(Exercise brief):
Find how many lines in the data below include the word "React", then write only that number.

-- Begin Extracted information --

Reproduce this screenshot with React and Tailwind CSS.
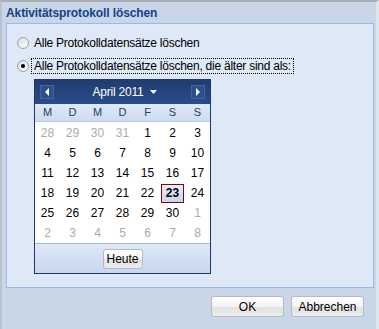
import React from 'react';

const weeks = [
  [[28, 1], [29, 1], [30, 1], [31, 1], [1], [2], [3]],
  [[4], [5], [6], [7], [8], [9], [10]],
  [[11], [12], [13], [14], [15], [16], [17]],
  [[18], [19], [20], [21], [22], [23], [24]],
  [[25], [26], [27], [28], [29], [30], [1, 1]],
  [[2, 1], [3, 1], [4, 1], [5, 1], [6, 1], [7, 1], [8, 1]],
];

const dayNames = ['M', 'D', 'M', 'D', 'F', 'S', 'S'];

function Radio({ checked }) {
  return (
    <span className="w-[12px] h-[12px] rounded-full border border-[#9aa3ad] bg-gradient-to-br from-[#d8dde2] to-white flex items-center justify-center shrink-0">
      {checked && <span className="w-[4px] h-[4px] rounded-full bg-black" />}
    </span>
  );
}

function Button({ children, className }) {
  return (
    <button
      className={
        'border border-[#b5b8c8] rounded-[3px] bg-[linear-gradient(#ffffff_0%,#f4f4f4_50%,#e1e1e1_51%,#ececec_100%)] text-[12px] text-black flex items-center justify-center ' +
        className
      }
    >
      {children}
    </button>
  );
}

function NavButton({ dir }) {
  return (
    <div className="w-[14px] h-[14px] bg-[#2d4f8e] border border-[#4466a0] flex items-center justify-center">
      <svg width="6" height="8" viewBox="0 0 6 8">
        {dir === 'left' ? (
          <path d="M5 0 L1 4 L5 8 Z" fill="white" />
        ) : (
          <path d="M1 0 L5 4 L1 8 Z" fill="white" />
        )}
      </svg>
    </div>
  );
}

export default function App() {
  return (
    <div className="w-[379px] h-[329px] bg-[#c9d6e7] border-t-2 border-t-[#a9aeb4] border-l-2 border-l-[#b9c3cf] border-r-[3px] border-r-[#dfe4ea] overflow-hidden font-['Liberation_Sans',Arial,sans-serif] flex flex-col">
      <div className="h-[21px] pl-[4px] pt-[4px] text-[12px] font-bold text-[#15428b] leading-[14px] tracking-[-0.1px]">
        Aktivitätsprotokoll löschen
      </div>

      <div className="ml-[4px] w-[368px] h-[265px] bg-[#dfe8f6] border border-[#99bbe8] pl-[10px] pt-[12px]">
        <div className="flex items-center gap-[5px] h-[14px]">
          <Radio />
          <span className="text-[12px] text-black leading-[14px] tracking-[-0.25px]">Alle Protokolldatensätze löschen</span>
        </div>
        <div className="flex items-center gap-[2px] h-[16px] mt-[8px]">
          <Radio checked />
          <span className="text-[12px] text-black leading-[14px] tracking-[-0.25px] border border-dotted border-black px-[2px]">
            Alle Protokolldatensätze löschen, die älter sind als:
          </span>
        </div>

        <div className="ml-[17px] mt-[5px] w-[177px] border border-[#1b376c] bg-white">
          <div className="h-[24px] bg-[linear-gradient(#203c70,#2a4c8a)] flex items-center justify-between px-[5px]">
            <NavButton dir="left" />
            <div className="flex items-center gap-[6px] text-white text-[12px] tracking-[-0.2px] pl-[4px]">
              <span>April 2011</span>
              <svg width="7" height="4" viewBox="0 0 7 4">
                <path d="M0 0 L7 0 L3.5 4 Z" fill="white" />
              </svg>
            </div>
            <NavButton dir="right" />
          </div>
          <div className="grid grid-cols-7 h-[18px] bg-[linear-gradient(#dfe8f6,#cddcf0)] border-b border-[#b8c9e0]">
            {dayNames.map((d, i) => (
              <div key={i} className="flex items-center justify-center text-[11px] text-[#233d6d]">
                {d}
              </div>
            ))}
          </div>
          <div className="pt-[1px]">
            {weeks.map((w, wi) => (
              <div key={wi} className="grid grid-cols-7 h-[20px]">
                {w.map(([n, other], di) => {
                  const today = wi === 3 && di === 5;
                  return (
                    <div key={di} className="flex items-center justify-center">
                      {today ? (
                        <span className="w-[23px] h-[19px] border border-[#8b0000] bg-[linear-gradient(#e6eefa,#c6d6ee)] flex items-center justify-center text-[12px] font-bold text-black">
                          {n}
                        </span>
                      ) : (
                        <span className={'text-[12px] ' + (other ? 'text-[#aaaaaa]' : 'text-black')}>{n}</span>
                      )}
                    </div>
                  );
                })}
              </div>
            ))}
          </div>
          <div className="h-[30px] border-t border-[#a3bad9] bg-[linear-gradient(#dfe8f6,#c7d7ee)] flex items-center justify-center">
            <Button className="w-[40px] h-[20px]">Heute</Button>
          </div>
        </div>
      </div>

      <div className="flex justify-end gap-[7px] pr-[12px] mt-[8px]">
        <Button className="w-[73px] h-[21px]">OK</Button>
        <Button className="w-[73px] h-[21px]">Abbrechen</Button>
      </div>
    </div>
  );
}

-- End Extracted information --
-- Begin Extracted information --

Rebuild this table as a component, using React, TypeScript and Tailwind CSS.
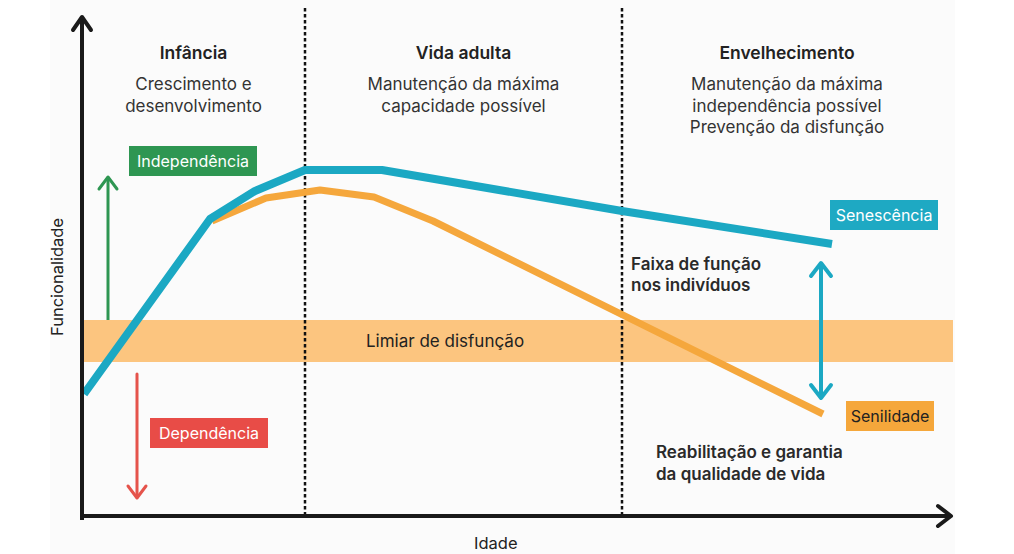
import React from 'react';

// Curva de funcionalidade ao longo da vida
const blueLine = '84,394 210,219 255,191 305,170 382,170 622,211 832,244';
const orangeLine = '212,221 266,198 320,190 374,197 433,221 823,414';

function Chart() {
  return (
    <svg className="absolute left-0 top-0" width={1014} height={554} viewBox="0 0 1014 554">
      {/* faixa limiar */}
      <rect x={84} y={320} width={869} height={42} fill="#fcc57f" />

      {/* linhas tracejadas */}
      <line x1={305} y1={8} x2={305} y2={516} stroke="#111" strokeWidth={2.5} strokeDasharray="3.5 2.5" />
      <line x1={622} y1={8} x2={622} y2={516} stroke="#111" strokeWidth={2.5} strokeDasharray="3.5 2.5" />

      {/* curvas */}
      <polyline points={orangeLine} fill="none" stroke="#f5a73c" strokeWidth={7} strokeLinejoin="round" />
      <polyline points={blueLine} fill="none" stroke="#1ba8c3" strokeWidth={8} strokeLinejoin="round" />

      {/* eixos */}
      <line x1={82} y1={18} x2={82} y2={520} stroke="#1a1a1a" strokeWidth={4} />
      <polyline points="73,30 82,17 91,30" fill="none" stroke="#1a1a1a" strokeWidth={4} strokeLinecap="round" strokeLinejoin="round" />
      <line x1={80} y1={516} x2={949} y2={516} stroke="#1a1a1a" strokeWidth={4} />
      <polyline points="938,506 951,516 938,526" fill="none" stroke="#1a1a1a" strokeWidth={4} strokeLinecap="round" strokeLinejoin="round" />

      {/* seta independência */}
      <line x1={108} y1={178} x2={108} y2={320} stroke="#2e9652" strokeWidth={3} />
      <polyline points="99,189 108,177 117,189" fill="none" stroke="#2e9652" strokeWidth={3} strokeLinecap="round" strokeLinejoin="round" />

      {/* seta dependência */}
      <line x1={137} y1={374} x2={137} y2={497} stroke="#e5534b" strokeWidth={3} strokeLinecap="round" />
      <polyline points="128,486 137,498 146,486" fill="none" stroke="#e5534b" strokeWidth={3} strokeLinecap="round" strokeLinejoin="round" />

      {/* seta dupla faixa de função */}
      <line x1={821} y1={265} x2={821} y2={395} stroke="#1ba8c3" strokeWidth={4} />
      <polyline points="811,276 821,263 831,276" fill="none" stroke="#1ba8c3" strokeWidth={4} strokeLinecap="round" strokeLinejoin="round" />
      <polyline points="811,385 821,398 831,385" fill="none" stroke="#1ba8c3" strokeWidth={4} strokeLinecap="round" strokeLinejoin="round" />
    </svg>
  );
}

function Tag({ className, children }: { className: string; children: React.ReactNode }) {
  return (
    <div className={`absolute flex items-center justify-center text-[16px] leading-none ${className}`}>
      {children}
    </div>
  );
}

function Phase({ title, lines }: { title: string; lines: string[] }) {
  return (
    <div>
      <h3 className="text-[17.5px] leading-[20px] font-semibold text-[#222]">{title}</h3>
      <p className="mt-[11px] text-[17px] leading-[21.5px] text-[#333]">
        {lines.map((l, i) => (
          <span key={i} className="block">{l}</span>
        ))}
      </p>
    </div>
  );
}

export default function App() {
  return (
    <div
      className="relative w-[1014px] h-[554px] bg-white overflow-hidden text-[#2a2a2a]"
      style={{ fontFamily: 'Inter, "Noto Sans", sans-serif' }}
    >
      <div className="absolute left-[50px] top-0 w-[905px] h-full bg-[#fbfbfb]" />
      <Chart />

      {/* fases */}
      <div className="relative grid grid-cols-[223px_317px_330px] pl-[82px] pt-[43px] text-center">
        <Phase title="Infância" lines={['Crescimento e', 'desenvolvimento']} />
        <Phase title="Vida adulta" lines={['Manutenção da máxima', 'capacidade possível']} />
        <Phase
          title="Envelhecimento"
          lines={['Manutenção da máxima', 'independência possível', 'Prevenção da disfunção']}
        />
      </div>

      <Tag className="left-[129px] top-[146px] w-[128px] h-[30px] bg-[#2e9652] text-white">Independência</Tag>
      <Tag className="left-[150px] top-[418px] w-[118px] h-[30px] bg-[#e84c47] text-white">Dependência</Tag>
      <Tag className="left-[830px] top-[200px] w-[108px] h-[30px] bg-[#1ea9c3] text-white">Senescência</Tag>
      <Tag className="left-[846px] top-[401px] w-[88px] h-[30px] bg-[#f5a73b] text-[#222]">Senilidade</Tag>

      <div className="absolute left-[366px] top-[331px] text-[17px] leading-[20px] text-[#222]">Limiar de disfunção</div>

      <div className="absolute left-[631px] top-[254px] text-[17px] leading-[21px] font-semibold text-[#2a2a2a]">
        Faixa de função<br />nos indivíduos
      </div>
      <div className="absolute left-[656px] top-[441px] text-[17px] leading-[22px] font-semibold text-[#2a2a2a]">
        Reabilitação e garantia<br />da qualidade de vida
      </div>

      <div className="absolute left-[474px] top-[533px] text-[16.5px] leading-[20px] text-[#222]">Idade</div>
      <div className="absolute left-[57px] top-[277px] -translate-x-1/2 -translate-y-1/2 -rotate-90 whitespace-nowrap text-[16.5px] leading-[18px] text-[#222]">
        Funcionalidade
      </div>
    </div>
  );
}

-- End Extracted information --

(Task solution):
5